What to work on: Write the data below out exactly as it stands. Do not include the pictures.

■ ■ ■

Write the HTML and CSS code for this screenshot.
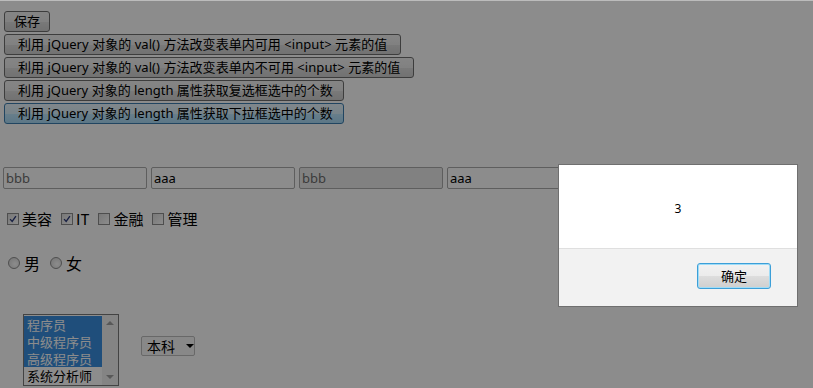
FILE: index.html
```html
<!DOCTYPE html>
<html>
<head>
<meta charset="utf-8">
<link rel="stylesheet" href="styles.css">
</head>
<body>
<div class="topline"></div>
<div class="page">
  <div class="buttons">
    <button class="btn btn-short">保存</button>
    <button class="btn btn-wide">利用 jQuery 对象的 val() 方法改变表单内可用 &lt;input&gt; 元素的值</button>
    <button class="btn btn-wide">利用 jQuery 对象的 val() 方法改变表单内不可用 &lt;input&gt; 元素的值</button>
    <button class="btn">利用 jQuery 对象的 length 属性获取复选框选中的个数</button>
    <button class="btn btn-focus">利用 jQuery 对象的 length 属性获取下拉框选中的个数</button>
  </div>

  <div class="inputs">
    <div class="field muted">bbb</div>
    <div class="field">aaa</div>
    <div class="field disabled muted">bbb</div>
    <div class="field">aaa</div>
  </div>

  <div class="checks">
    <label class="opt"><span class="box"><svg viewBox="0 0 12 12" width="12" height="12"><path d="M2.5 6.2 L5 9 L9.5 2.5" fill="none" stroke="#2c3a7a" stroke-width="1.6"/></svg></span>美容</label>
    <label class="opt"><span class="box"><svg viewBox="0 0 12 12" width="12" height="12"><path d="M2.5 6.2 L5 9 L9.5 2.5" fill="none" stroke="#2c3a7a" stroke-width="1.6"/></svg></span>IT</label>
    <label class="opt"><span class="box"></span>金融</label>
    <label class="opt"><span class="box"></span>管理</label>
  </div>

  <div class="radios">
    <label class="opt"><span class="radio"></span>男</label>
    <label class="opt"><span class="radio"></span>女</label>
  </div>

  <div class="selects">
    <div class="listbox">
      <div class="items">
        <div class="item sel">程序员</div>
        <div class="item sel">中级程序员</div>
        <div class="item sel">高级程序员</div>
        <div class="item">系统分析师</div>
      </div>
      <div class="scroll">
        <span class="arrow up"></span>
        <span class="arrow down"></span>
      </div>
    </div>
    <div class="dropdown">本科<span class="caret"></span></div>
  </div>
</div>

<div class="overlay"></div>

<div class="dialog">
  <div class="dialog-body">3</div>
  <div class="dialog-foot">
    <button class="ok">确定</button>
  </div>
</div>
</body>
</html>
```
FILE: styles.css
```css
html, body {
  margin: 0;
  padding: 0;
  background: #ffffff;
}
body {
  font-family: "Noto Sans", "Noto Sans CJK SC", sans-serif;
  color: #000;
  width: 813px;
  height: 388px;
  overflow: hidden;
}
.topline {
  height: 1px;
  background: #bcbcbc;
}
.page {
  padding: 10px 0 0 4px;
}
.buttons {
  display: flex;
  flex-direction: column;
  align-items: flex-start;
  gap: 2px;
}
.btn {
  font-family: "Noto Sans", "Noto Sans CJK SC", sans-serif;
  font-size: 13px;
  line-height: 15px;
  height: 21px;
  padding: 0 10px 0 13px;
  border: 1px solid #707070;
  border-radius: 3px;
  background: linear-gradient(#f2f2f2, #ebebeb 50%, #dddddd 51%, #cfcfcf);
  color: #000;
  margin: 0;
  white-space: nowrap;
}
.btn-short {
  padding: 0 9px;
}
.btn-wide {
  padding-right: 13px;
  letter-spacing: 0.05px;
}
.btn-focus {
  border-color: #3c7fb1;
  background: linear-gradient(#eaf6fd, #d9f0fc 50%, #bee6fd 51%, #a7d9f5);
}
.inputs {
  display: flex;
  gap: 4px;
  margin: 43px 0 0 -1px;
  width: 900px;
}
.field {
  box-sizing: border-box;
  width: 144px;
  height: 22px;
  border: 1px solid #ababab;
  border-radius: 2px;
  background: #fff;
  font-size: 13px;
  line-height: 20px;
  padding-left: 2px;
  color: #000;
  font-family: "Noto Sans", "Noto Sans CJK SC", sans-serif;
}
.field.muted { color: #6d6d6d; }
.field.disabled { background: #ececec; }
.checks {
  display: flex;
  gap: 9px;
  margin: 18px 0 0 3px;
  height: 24px;
  align-items: center;
}
.opt {
  display: flex;
  align-items: center;
  font-size: 15px;
  line-height: 20px;
  font-family: "Noto Sans CJK SC", sans-serif;
}
.box {
  box-sizing: border-box;
  width: 12px;
  height: 12px;
  border: 1px solid #8f8f8f;
  background: linear-gradient(135deg, #dcdcdc, #ffffff);
  margin-right: 3px;
  display: flex;
  align-items: center;
  justify-content: center;
}
.box svg { display: block; width: 10px; height: 10px; }
.radios {
  display: flex;
  gap: 10px;
  margin: 20px 0 0 4px;
  height: 24px;
  align-items: center;
}
.radios .opt { font-size: 16px; }
.radio {
  box-sizing: border-box;
  width: 12px;
  height: 12px;
  border: 1px solid #8f8f8f;
  border-radius: 50%;
  background: radial-gradient(circle at 60% 60%, #ffffff, #d4d4d4);
  margin-right: 4px;
}
.selects {
  display: flex;
  align-items: flex-start;
  margin: 39px 0 0 19px;
}
.listbox {
  box-sizing: border-box;
  width: 96px;
  height: 72px;
  border: 1px solid #7a7a7a;
  background: #fff;
  display: flex;
  font-family: "Noto Sans CJK SC", sans-serif;
}
.items {
  flex: 1;
  padding-top: 1px;
}
.item {
  font-size: 13px;
  line-height: 17px;
  height: 17px;
  padding-left: 3px;
  color: #000;
  white-space: nowrap;
}
.item.sel {
  background: #3a8fe0;
  color: #fff;
}
.scroll {
  width: 16px;
  background: #f0f0f0;
  display: flex;
  flex-direction: column;
  justify-content: space-between;
  align-items: center;
  padding: 6px 0;
}
.arrow {
  width: 0;
  height: 0;
  border-left: 4px solid transparent;
  border-right: 4px solid transparent;
}
.arrow.up { border-bottom: 4px solid #a0a0a0; }
.arrow.down { border-top: 4px solid #a0a0a0; }
.dropdown {
  box-sizing: border-box;
  width: 54px;
  height: 20px;
  margin: 22px 0 0 22px;
  border: 1px solid #bdbdbd;
  border-radius: 2px;
  background: #f7f7f7;
  font-family: "Noto Sans CJK SC", sans-serif;
  font-size: 14px;
  line-height: 18px;
  padding-left: 5px;
  display: flex;
  align-items: center;
}
.caret {
  margin-left: 11px;
  width: 0;
  height: 0;
  border-left: 4px solid transparent;
  border-right: 4px solid transparent;
  border-top: 4px solid #000;
}
.overlay {
  position: fixed;
  left: 0;
  top: 1px;
  right: 0;
  bottom: 0;
  background: rgba(0, 0, 0, 0.45);
}
.dialog {
  position: fixed;
  left: 558px;
  top: 164px;
  width: 240px;
  height: 143px;
  box-sizing: border-box;
  border: 1px solid #6f6f6f;
  background: #f2f2f2;
  display: flex;
  flex-direction: column;
  font-family: "Noto Sans", "Noto Sans CJK SC", sans-serif;
}
.dialog-body {
  height: 84px;
  background: #fff;
  border-bottom: 1px solid #dfdfdf;
  text-align: center;
  font-size: 12px;
  line-height: 16px;
  padding-top: 36px;
  box-sizing: border-box;
}
.dialog-foot {
  flex: 1;
  display: flex;
  justify-content: flex-end;
  align-items: flex-start;
  padding: 14px 26px 0 0;
}
.ok {
  width: 74px;
  height: 26px;
  margin: 0;
  border: 1px solid #3c9fd8;
  border-radius: 3px;
  box-shadow: inset 0 0 0 1px #9fdcf7;
  background: linear-gradient(#f2f2f2, #ebebeb 50%, #dddddd 51%, #cfcfcf);
  font-family: "Noto Sans CJK SC", sans-serif;
  font-size: 13px;
  line-height: 16px;
  color: #000;
}
```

■ ■ ■

Answer for the task:
Write the HTML and CSS code for this screenshot.
FILE: index.html
```html
<!DOCTYPE html>
<html>
<head>
<meta charset="utf-8">
<link rel="stylesheet" href="styles.css">
</head>
<body>
<div class="topline"></div>
<div class="page">
  <div class="buttons">
    <button class="btn btn-short">保存</button>
    <button class="btn btn-wide">利用 jQuery 对象的 val() 方法改变表单内可用 &lt;input&gt; 元素的值</button>
    <button class="btn btn-wide">利用 jQuery 对象的 val() 方法改变表单内不可用 &lt;input&gt; 元素的值</button>
    <button class="btn">利用 jQuery 对象的 length 属性获取复选框选中的个数</button>
    <button class="btn btn-focus">利用 jQuery 对象的 length 属性获取下拉框选中的个数</button>
  </div>

  <div class="inputs">
    <div class="field muted">bbb</div>
    <div class="field">aaa</div>
    <div class="field disabled muted">bbb</div>
    <div class="field">aaa</div>
  </div>

  <div class="checks">
    <label class="opt"><span class="box"><svg viewBox="0 0 12 12" width="12" height="12"><path d="M2.5 6.2 L5 9 L9.5 2.5" fill="none" stroke="#2c3a7a" stroke-width="1.6"/></svg></span>美容</label>
    <label class="opt"><span class="box"><svg viewBox="0 0 12 12" width="12" height="12"><path d="M2.5 6.2 L5 9 L9.5 2.5" fill="none" stroke="#2c3a7a" stroke-width="1.6"/></svg></span>IT</label>
    <label class="opt"><span class="box"></span>金融</label>
    <label class="opt"><span class="box"></span>管理</label>
  </div>

  <div class="radios">
    <label class="opt"><span class="radio"></span>男</label>
    <label class="opt"><span class="radio"></span>女</label>
  </div>

  <div class="selects">
    <div class="listbox">
      <div class="items">
        <div class="item sel">程序员</div>
        <div class="item sel">中级程序员</div>
        <div class="item sel">高级程序员</div>
        <div class="item">系统分析师</div>
      </div>
      <div class="scroll">
        <span class="arrow up"></span>
        <span class="arrow down"></span>
      </div>
    </div>
    <div class="dropdown">本科<span class="caret"></span></div>
  </div>
</div>

<div class="overlay"></div>

<div class="dialog">
  <div class="dialog-body">3</div>
  <div class="dialog-foot">
    <button class="ok">确定</button>
  </div>
</div>
</body>
</html>
```
FILE: styles.css
```css
html, body {
  margin: 0;
  padding: 0;
  background: #ffffff;
}
body {
  font-family: "Noto Sans", "Noto Sans CJK SC", sans-serif;
  color: #000;
  width: 813px;
  height: 388px;
  overflow: hidden;
}
.topline {
  height: 1px;
  background: #bcbcbc;
}
.page {
  padding: 10px 0 0 4px;
}
.buttons {
  display: flex;
  flex-direction: column;
  align-items: flex-start;
  gap: 2px;
}
.btn {
  font-family: "Noto Sans", "Noto Sans CJK SC", sans-serif;
  font-size: 13px;
  line-height: 15px;
  height: 21px;
  padding: 0 10px 0 13px;
  border: 1px solid #707070;
  border-radius: 3px;
  background: linear-gradient(#f2f2f2, #ebebeb 50%, #dddddd 51%, #cfcfcf);
  color: #000;
  margin: 0;
  white-space: nowrap;
}
.btn-short {
  padding: 0 9px;
}
.btn-wide {
  padding-right: 13px;
  letter-spacing: 0.05px;
}
.btn-focus {
  border-color: #3c7fb1;
  background: linear-gradient(#eaf6fd, #d9f0fc 50%, #bee6fd 51%, #a7d9f5);
}
.inputs {
  display: flex;
  gap: 4px;
  margin: 43px 0 0 -1px;
  width: 900px;
}
.field {
  box-sizing: border-box;
  width: 144px;
  height: 22px;
  border: 1px solid #ababab;
  border-radius: 2px;
  background: #fff;
  font-size: 13px;
  line-height: 20px;
  padding-left: 2px;
  color: #000;
  font-family: "Noto Sans", "Noto Sans CJK SC", sans-serif;
}
.field.muted { color: #6d6d6d; }
.field.disabled { background: #ececec; }
.checks {
  display: flex;
  gap: 9px;
  margin: 18px 0 0 3px;
  height: 24px;
  align-items: center;
}
.opt {
  display: flex;
  align-items: center;
  font-size: 15px;
  line-height: 20px;
  font-family: "Noto Sans CJK SC", sans-serif;
}
.box {
  box-sizing: border-box;
  width: 12px;
  height: 12px;
  border: 1px solid #8f8f8f;
  background: linear-gradient(135deg, #dcdcdc, #ffffff);
  margin-right: 3px;
  display: flex;
  align-items: center;
  justify-content: center;
}
.box svg { display: block; width: 10px; height: 10px; }
.radios {
  display: flex;
  gap: 10px;
  margin: 20px 0 0 4px;
  height: 24px;
  align-items: center;
}
.radios .opt { font-size: 16px; }
.radio {
  box-sizing: border-box;
  width: 12px;
  height: 12px;
  border: 1px solid #8f8f8f;
  border-radius: 50%;
  background: radial-gradient(circle at 60% 60%, #ffffff, #d4d4d4);
  margin-right: 4px;
}
.selects {
  display: flex;
  align-items: flex-start;
  margin: 39px 0 0 19px;
}
.listbox {
  box-sizing: border-box;
  width: 96px;
  height: 72px;
  border: 1px solid #7a7a7a;
  background: #fff;
  display: flex;
  font-family: "Noto Sans CJK SC", sans-serif;
}
.items {
  flex: 1;
  padding-top: 1px;
}
.item {
  font-size: 13px;
  line-height: 17px;
  height: 17px;
  padding-left: 3px;
  color: #000;
  white-space: nowrap;
}
.item.sel {
  background: #3a8fe0;
  color: #fff;
}
.scroll {
  width: 16px;
  background: #f0f0f0;
  display: flex;
  flex-direction: column;
  justify-content: space-between;
  align-items: center;
  padding: 6px 0;
}
.arrow {
  width: 0;
  height: 0;
  border-left: 4px solid transparent;
  border-right: 4px solid transparent;
}
.arrow.up { border-bottom: 4px solid #a0a0a0; }
.arrow.down { border-top: 4px solid #a0a0a0; }
.dropdown {
  box-sizing: border-box;
  width: 54px;
  height: 20px;
  margin: 22px 0 0 22px;
  border: 1px solid #bdbdbd;
  border-radius: 2px;
  background: #f7f7f7;
  font-family: "Noto Sans CJK SC", sans-serif;
  font-size: 14px;
  line-height: 18px;
  padding-left: 5px;
  display: flex;
  align-items: center;
}
.caret {
  margin-left: 11px;
  width: 0;
  height: 0;
  border-left: 4px solid transparent;
  border-right: 4px solid transparent;
  border-top: 4px solid #000;
}
.overlay {
  position: fixed;
  left: 0;
  top: 1px;
  right: 0;
  bottom: 0;
  background: rgba(0, 0, 0, 0.45);
}
.dialog {
  position: fixed;
  left: 558px;
  top: 164px;
  width: 240px;
  height: 143px;
  box-sizing: border-box;
  border: 1px solid #6f6f6f;
  background: #f2f2f2;
  display: flex;
  flex-direction: column;
  font-family: "Noto Sans", "Noto Sans CJK SC", sans-serif;
}
.dialog-body {
  height: 84px;
  background: #fff;
  border-bottom: 1px solid #dfdfdf;
  text-align: center;
  font-size: 12px;
  line-height: 16px;
  padding-top: 36px;
  box-sizing: border-box;
}
.dialog-foot {
  flex: 1;
  display: flex;
  justify-content: flex-end;
  align-items: flex-start;
  padding: 14px 26px 0 0;
}
.ok {
  width: 74px;
  height: 26px;
  margin: 0;
  border: 1px solid #3c9fd8;
  border-radius: 3px;
  box-shadow: inset 0 0 0 1px #9fdcf7;
  background: linear-gradient(#f2f2f2, #ebebeb 50%, #dddddd 51%, #cfcfcf);
  font-family: "Noto Sans CJK SC", sans-serif;
  font-size: 13px;
  line-height: 16px;
  color: #000;
}
```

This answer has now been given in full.